Third, many MNEs have cost-sharing agreements that provide for a one-time adjustment based on the outcome of Altera, which may be difficult to implement in competent authority proceedings with jurisdictions that want to tie the adjustments to the tax years to which the SBC relates. Finally, and perhaps most importantly, there are difficult questions regarding the overall compatibility of the US cost sharing regulations with their OECD counterpart, the Cost Contribution Arrangement rules.

Fourth, SBC also implicates other areas of transfer pricing, such as determining the appropriate price for intragroup services.
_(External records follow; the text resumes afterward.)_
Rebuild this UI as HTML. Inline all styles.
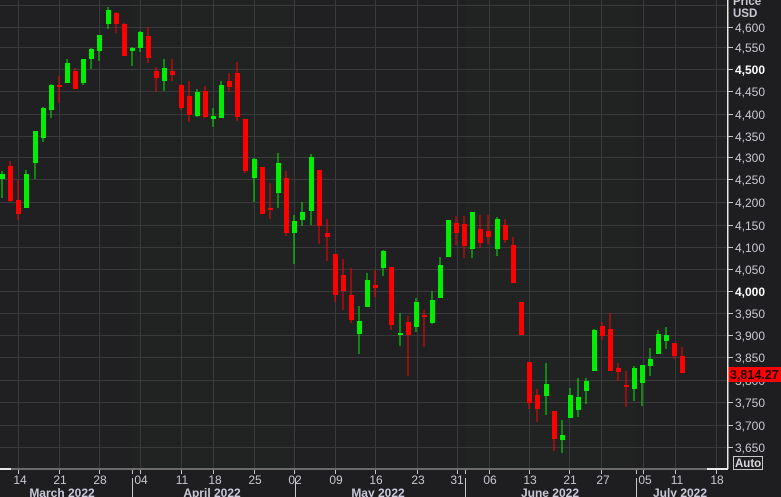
<!DOCTYPE html>
<html><head><meta charset="utf-8"><style>
html,body{margin:0;padding:0;background:#1e1e20;}
svg{display:block;font-family:"Liberation Sans",Arial,sans-serif;}
</style></head><body>
<svg width="781" height="497" viewBox="0 0 781 497" xmlns="http://www.w3.org/2000/svg">
<rect x="0" y="0" width="781" height="497" fill="#1e1e20"/>
<rect x="0" y="0" width="727" height="469" fill="#202022"/>
<rect x="132" y="0" width="163" height="469" fill="#212322"/>
<rect x="465" y="0" width="171" height="469" fill="#212322"/>
<g stroke="#3a3a3c" stroke-width="1">
<path d="M18.5 0V469M59.5 0V469M99.5 0V469M140.5 0V469M181.5 0V469M213.5 0V469M254.5 0V469M294.5 0V469M335.5 0V469M375.5 0V469M417.5 0V469M457.5 0V469M489.5 0V469M529.5 0V469M569.5 0V469M601.5 0V469M643.5 0V469M675.5 0V469M716.5 0V469"/>
<path d="M0 5.5H727M0 27.5H727M0 47.5H727M0 69.5H727M0 91.5H727M0 114.5H727M0 136.5H727M0 157.5H727M0 179.5H727M0 202.5H727M0 225.5H727M0 247.5H727M0 269.5H727M0 291.5H727M0 313.5H727M0 335.5H727M0 357.5H727M0 380.5H727M0 402.5H727M0 425.5H727M0 447.5H727"/>
</g>
<g id="c">
<!-- green -->
<g fill="#00ee00">
<rect x="1.5" y="171" width="1" height="27"/><rect x="0" y="174" width="5" height="5"/>
<rect x="25.5" y="170" width="1" height="38"/><rect x="24" y="174" width="5" height="34"/>
<rect x="34.5" y="131" width="1" height="48"/><rect x="33" y="131" width="5" height="32"/>
<rect x="42.5" y="107" width="1" height="35"/><rect x="41" y="108" width="5" height="30"/>
<rect x="50.5" y="84" width="1" height="34"/><rect x="49" y="85" width="5" height="25"/>
<rect x="66.5" y="59" width="1" height="24"/><rect x="65" y="63" width="5" height="20"/>
<rect x="82.5" y="59" width="1" height="26"/><rect x="81" y="59" width="5" height="24"/>
<rect x="90.5" y="48" width="1" height="21"/><rect x="89" y="49" width="5" height="10"/>
<rect x="98.5" y="35" width="1" height="26"/><rect x="97" y="35" width="5" height="16"/>
<rect x="107.5" y="7" width="1" height="22"/><rect x="106" y="10" width="5" height="14"/>
<rect x="131.5" y="47" width="1" height="19"/><rect x="130" y="48" width="5" height="3"/>
<rect x="139.5" y="31" width="1" height="21"/><rect x="138" y="32" width="5" height="16"/>
<rect x="163.5" y="59" width="1" height="32"/><rect x="162" y="68" width="5" height="13"/>
<rect x="196.5" y="89" width="1" height="28"/><rect x="195" y="92" width="5" height="24"/>
<rect x="212.5" y="108" width="1" height="19"/><rect x="211" y="116" width="5" height="3"/>
<rect x="220.5" y="81" width="1" height="37"/><rect x="219" y="85" width="5" height="33"/>
<rect x="253.5" y="158" width="1" height="44"/><rect x="252" y="159" width="5" height="19"/>
<rect x="277.5" y="153" width="1" height="55"/><rect x="276" y="163" width="5" height="30"/>
<rect x="293.5" y="215" width="1" height="49"/><rect x="292" y="221" width="5" height="12"/>
<rect x="301.5" y="202" width="1" height="24"/><rect x="300" y="212" width="5" height="8"/>
<rect x="310.5" y="154" width="1" height="71"/><rect x="309" y="157" width="5" height="54"/>
<rect x="358.5" y="306" width="1" height="48"/><rect x="357" y="321" width="5" height="13"/>
<rect x="366.5" y="273" width="1" height="34"/><rect x="365" y="280" width="5" height="27"/>
<rect x="382.5" y="250" width="1" height="26"/><rect x="381" y="251" width="5" height="17"/>
<rect x="399.5" y="313" width="1" height="33"/><rect x="398" y="333" width="5" height="2"/>
<rect x="415.5" y="298" width="1" height="34"/><rect x="414" y="302" width="5" height="25"/>
<rect x="431.5" y="291" width="1" height="33"/><rect x="430" y="300" width="5" height="23"/>
<rect x="439.5" y="257" width="1" height="41"/><rect x="438" y="265" width="5" height="33"/>
<rect x="447.5" y="220" width="1" height="37"/><rect x="446" y="220" width="5" height="37"/>
<rect x="471.5" y="212" width="1" height="46"/><rect x="470" y="212" width="5" height="37"/>
<rect x="496.5" y="217" width="1" height="39"/><rect x="495" y="219" width="5" height="30"/>
<rect x="545.5" y="363" width="1" height="52"/><rect x="544" y="384" width="5" height="12"/>
<rect x="561.5" y="420" width="1" height="33"/><rect x="560" y="435" width="5" height="5"/>
<rect x="569.5" y="388" width="1" height="30"/><rect x="568" y="395" width="5" height="23"/>
<rect x="577.5" y="378" width="1" height="39"/><rect x="576" y="397" width="5" height="13"/>
<rect x="585.5" y="378" width="1" height="26"/><rect x="584" y="381" width="5" height="10"/>
<rect x="593.5" y="329" width="1" height="42"/><rect x="592" y="330" width="5" height="41"/>
<rect x="633.5" y="366" width="1" height="35"/><rect x="632" y="368" width="5" height="21"/>
<rect x="641.5" y="365" width="1" height="41"/><rect x="640" y="365" width="5" height="18"/>
<rect x="649.5" y="348" width="1" height="28"/><rect x="648" y="359" width="5" height="7"/>
<rect x="657.5" y="330" width="1" height="24"/><rect x="656" y="334" width="5" height="20"/>
<rect x="665.5" y="327" width="1" height="22"/><rect x="664" y="335" width="5" height="6"/>
</g>
<g fill="#ff0000">
<rect x="9.5" y="161" width="1" height="41"/><rect x="8" y="166" width="5" height="35"/>
<rect x="17.5" y="180" width="1" height="40"/><rect x="16" y="200" width="5" height="14"/>
<rect x="58.5" y="76" width="1" height="27"/><rect x="57" y="85" width="5" height="2"/>
<rect x="74.5" y="68" width="1" height="21"/><rect x="73" y="71" width="5" height="18"/>
<rect x="115.5" y="12" width="1" height="21"/><rect x="114" y="13" width="5" height="11"/>
<rect x="123.5" y="23" width="1" height="33"/><rect x="122" y="24" width="5" height="32"/>
<rect x="147.5" y="27" width="1" height="36"/><rect x="146" y="36" width="5" height="22"/>
<rect x="155.5" y="67" width="1" height="25"/><rect x="154" y="71" width="5" height="7"/>
<rect x="171.5" y="59" width="1" height="22"/><rect x="170" y="71" width="5" height="4"/>
<rect x="180.5" y="84" width="1" height="26"/><rect x="179" y="85" width="5" height="23"/>
<rect x="188.5" y="81" width="1" height="41"/><rect x="187" y="96" width="5" height="19"/>
<rect x="204.5" y="86" width="1" height="32"/><rect x="203" y="91" width="5" height="26"/>
<rect x="228.5" y="73" width="1" height="19"/><rect x="227" y="81" width="5" height="6"/>
<rect x="236.5" y="62" width="1" height="59"/><rect x="235" y="73" width="5" height="44"/>
<rect x="244.5" y="119" width="1" height="54"/><rect x="243" y="119" width="5" height="52"/>
<rect x="261.5" y="167" width="1" height="47"/><rect x="260" y="167" width="5" height="47"/>
<rect x="269.5" y="183" width="1" height="36"/><rect x="268" y="208" width="5" height="2"/>
<rect x="285.5" y="171" width="1" height="65"/><rect x="284" y="178" width="5" height="55"/>
<rect x="318.5" y="170" width="1" height="74"/><rect x="317" y="170" width="5" height="56"/>
<rect x="326.5" y="219" width="1" height="42"/><rect x="325" y="233" width="5" height="4"/>
<rect x="334.5" y="254" width="1" height="48"/><rect x="333" y="254" width="5" height="41"/>
<rect x="342.5" y="259" width="1" height="51"/><rect x="341" y="275" width="5" height="16"/>
<rect x="350.5" y="268" width="1" height="55"/><rect x="349" y="295" width="5" height="25"/>
<rect x="374.5" y="270" width="1" height="27"/><rect x="373" y="285" width="5" height="3"/>
<rect x="390.5" y="267" width="1" height="63"/><rect x="389" y="267" width="5" height="58"/>
<rect x="407.5" y="316" width="1" height="60"/><rect x="406" y="322" width="5" height="13"/>
<rect x="423.5" y="310" width="1" height="37"/><rect x="422" y="315" width="5" height="2"/>
<rect x="455.5" y="216" width="1" height="29"/><rect x="454" y="223" width="5" height="10"/>
<rect x="463.5" y="216" width="1" height="42"/><rect x="462" y="224" width="5" height="22"/>
<rect x="479.5" y="215" width="1" height="33"/><rect x="478" y="229" width="5" height="14"/>
<rect x="487.5" y="215" width="1" height="29"/><rect x="486" y="231" width="5" height="6"/>
<rect x="504.5" y="219" width="1" height="24"/><rect x="503" y="225" width="5" height="15"/>
<rect x="512.5" y="237" width="1" height="46"/><rect x="511" y="245" width="5" height="38"/>
<rect x="520.5" y="302" width="1" height="33"/><rect x="519" y="302" width="5" height="33"/>
<rect x="528.5" y="362" width="1" height="47"/><rect x="527" y="362" width="5" height="41"/>
<rect x="536.5" y="389" width="1" height="33"/><rect x="535" y="395" width="5" height="14"/>
<rect x="553.5" y="411" width="1" height="40"/><rect x="552" y="411" width="5" height="28"/>
<rect x="601.5" y="322" width="1" height="18"/><rect x="600" y="326" width="5" height="10"/>
<rect x="609.5" y="313" width="1" height="58"/><rect x="608" y="329" width="5" height="42"/>
<rect x="617.5" y="363" width="1" height="18"/><rect x="616" y="368" width="5" height="4"/>
<rect x="625.5" y="371" width="1" height="36"/><rect x="624" y="385" width="5" height="2"/>
<rect x="673.5" y="343" width="1" height="16"/><rect x="672" y="343" width="5" height="13"/>
<rect x="681.5" y="347" width="1" height="26"/><rect x="680" y="356" width="5" height="17"/>
</g>
</g>
<!-- axes -->
<rect x="727" y="0" width="1.5" height="469" fill="#e8e8e8"/>
<rect x="0" y="468" width="727" height="2" fill="#6a6a6a"/>
<rect x="0" y="468" width="11" height="2" fill="#e8e8e8"/>
<rect x="707" y="468" width="21" height="2" fill="#e8e8e8"/>
<g stroke="#c8c8c8" stroke-width="1">
<path d="M728 27.5h5M728 47.5h5M728 69.5h5M728 91.5h5M728 114.5h5M728 136.5h5M728 157.5h5M728 179.5h5M728 202.5h5M728 225.5h5M728 247.5h5M728 269.5h5M728 291.5h5M728 313.5h5M728 335.5h5M728 357.5h5M728 402.5h5M728 425.5h5M728 447.5h5"/>
<path d="M18.5 470v4M59.5 470v4M99.5 470v4M132.5 470v4M140.5 470v4M181.5 470v4M213.5 470v4M254.5 470v4M294.5 470v4M335.5 470v4M375.5 470v4M417.5 470v4M457.5 470v4M465.5 470v4M489.5 470v4M529.5 470v4M569.5 470v4M601.5 470v4M636.5 470v4M643.5 470v4M675.5 470v4M716.5 470v4"/>
<path d="M132.5 478v19M295.5 478v19M465.5 478v19M636.5 478v19"/>
</g>
<g fill="#c8c8d2" font-size="12">
<text x="733" y="5" font-weight="bold" font-size="11.5">Price</text>
<text x="733" y="17" font-weight="bold" font-size="11.5">USD</text>
<text x="735" y="32">4,600</text>
<text x="735" y="52">4,550</text>
<text x="735" y="74" font-weight="bold" fill="#ffffff">4,500</text>
<text x="735" y="96">4,450</text>
<text x="735" y="119">4,400</text>
<text x="735" y="141">4,350</text>
<text x="735" y="162">4,300</text>
<text x="735" y="184">4,250</text>
<text x="735" y="207">4,200</text>
<text x="735" y="230">4,150</text>
<text x="735" y="252">4,100</text>
<text x="735" y="274">4,050</text>
<text x="735" y="296" font-weight="bold" fill="#ffffff">4,000</text>
<text x="735" y="318">3,950</text>
<text x="735" y="340">3,900</text>
<text x="735" y="362">3,850</text>
<text x="735" y="385">3,800</text>
<text x="735" y="407">3,750</text>
<text x="735" y="430">3,700</text>
<text x="735" y="452">3,650</text>
</g>
<rect x="728.5" y="367" width="52.5" height="15" fill="#ff0000"/>
<text x="730" y="379" font-size="12.5" font-weight="bold" fill="#1a0000">3,814.27</text>
<rect x="733.5" y="456.5" width="29" height="13" fill="none" stroke="#c8c8c8"/>
<text x="735" y="467" font-size="11.5" font-weight="bold" fill="#d8d8e0">Auto</text>
<g fill="#c8c8d2" font-size="12" text-anchor="middle">
<text x="20" y="484">14</text><text x="60" y="484">21</text><text x="100" y="484">28</text>
<text x="141" y="484">04</text><text x="182" y="484">11</text><text x="215" y="484">18</text>
<text x="255" y="484">25</text><text x="295" y="484">02</text><text x="336" y="484">09</text>
<text x="376" y="484">16</text><text x="418" y="484">23</text><text x="457" y="484">31</text>
<text x="490" y="484">06</text><text x="530" y="484">13</text><text x="570" y="484">21</text>
<text x="603" y="484">27</text><text x="645" y="484">05</text><text x="677" y="484">11</text>
<text x="717" y="484">18</text>
</g>
<g fill="#c8c8d8" font-size="12" font-weight="bold" text-anchor="middle">
<text x="62" y="497">March 2022</text>
<text x="212" y="497">April 2022</text>
<text x="378" y="497">May 2022</text>
<text x="550" y="497">June 2022</text>
<text x="680" y="497">July 2022</text>
</g>
</svg>
</body></html>
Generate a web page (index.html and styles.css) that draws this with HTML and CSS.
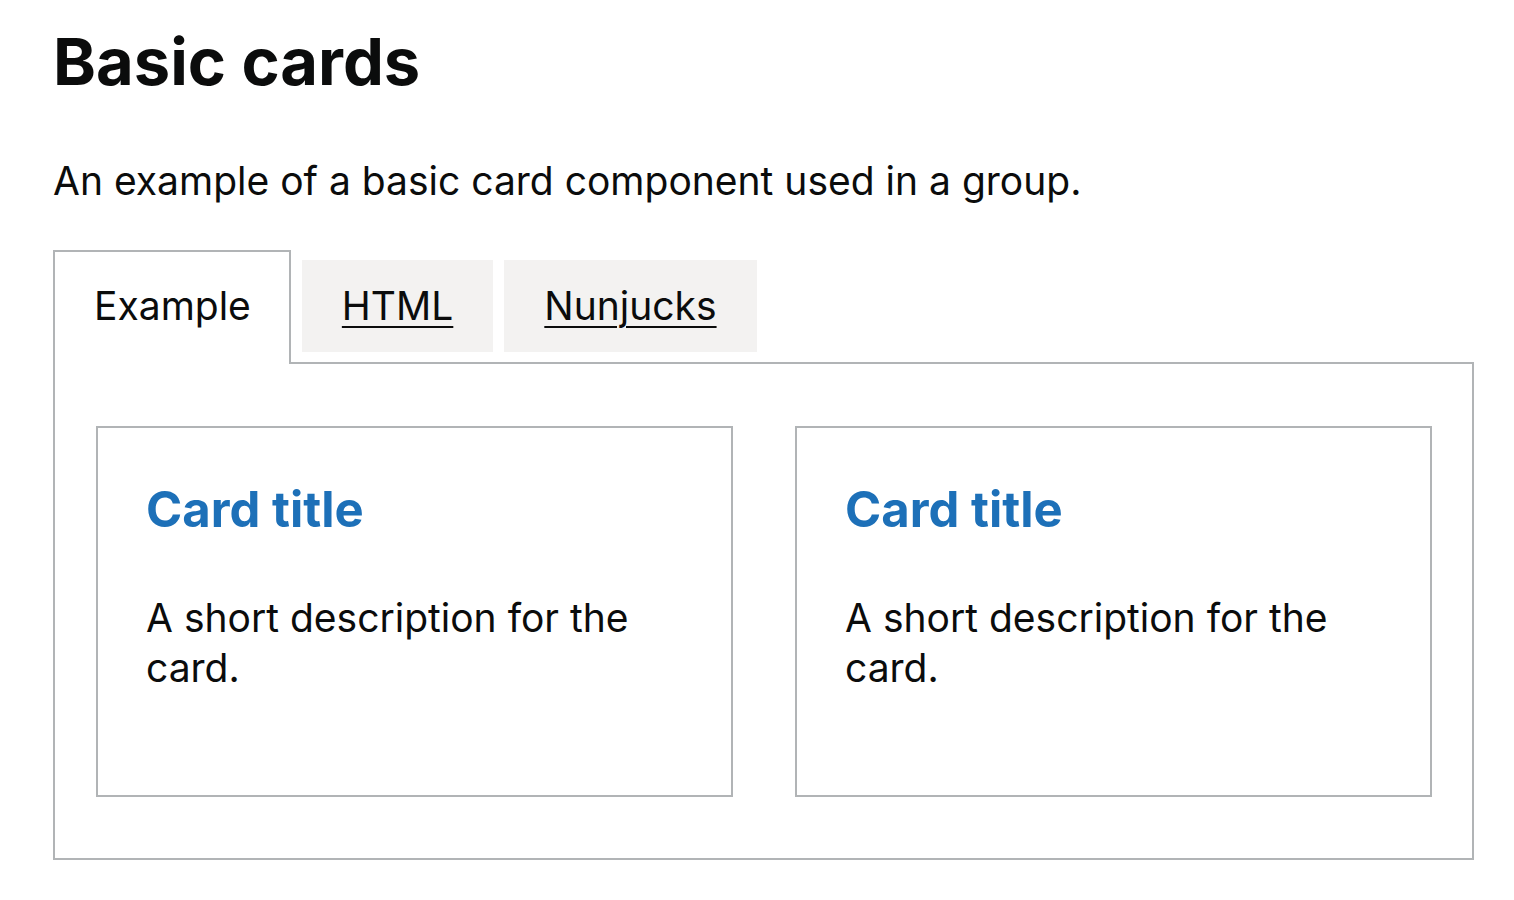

Hence, countries will not be able to approach the cost-sharing issue in a vacuum.

Finally, and most significantly, while the US rules prescribe the sharing of costs (as the name implies), the OECD rules state that each party must be compensated for the value it contributes, not just the costs that it initially bears. Given this difference, mutual agreement proceedings that are initially limited to SBC may end up resulting in a broader negotiation over the approach charge under conflicting US and OECD rules.

At first glance, this complexity may appear to create an intractable problem that will lead to double taxation with the US government clearly committed, as evidenced by 20 years of litigation, to requiring SBC inclusion and treaty partner governments committed to the arm’s length principle resisting such adjustments. However, experience suggests that the competent authorities are quite committed to relieving double taxation, so MNEs can reasonably expect a good faith (even if protracted and contentious) effort to resolve these issues.

Concluding thoughts

To date, the raucous fights over the transfer pricing implications of SBC have been largely confined to the US. However, because of developments in the US and international environments, SBC is quickly becoming a bilateral or multilateral issue. MNEs should carefully consider how the competent authority process may provide an avenue for achieving a result that avoids double taxation and is consistent with the arm’s length principle.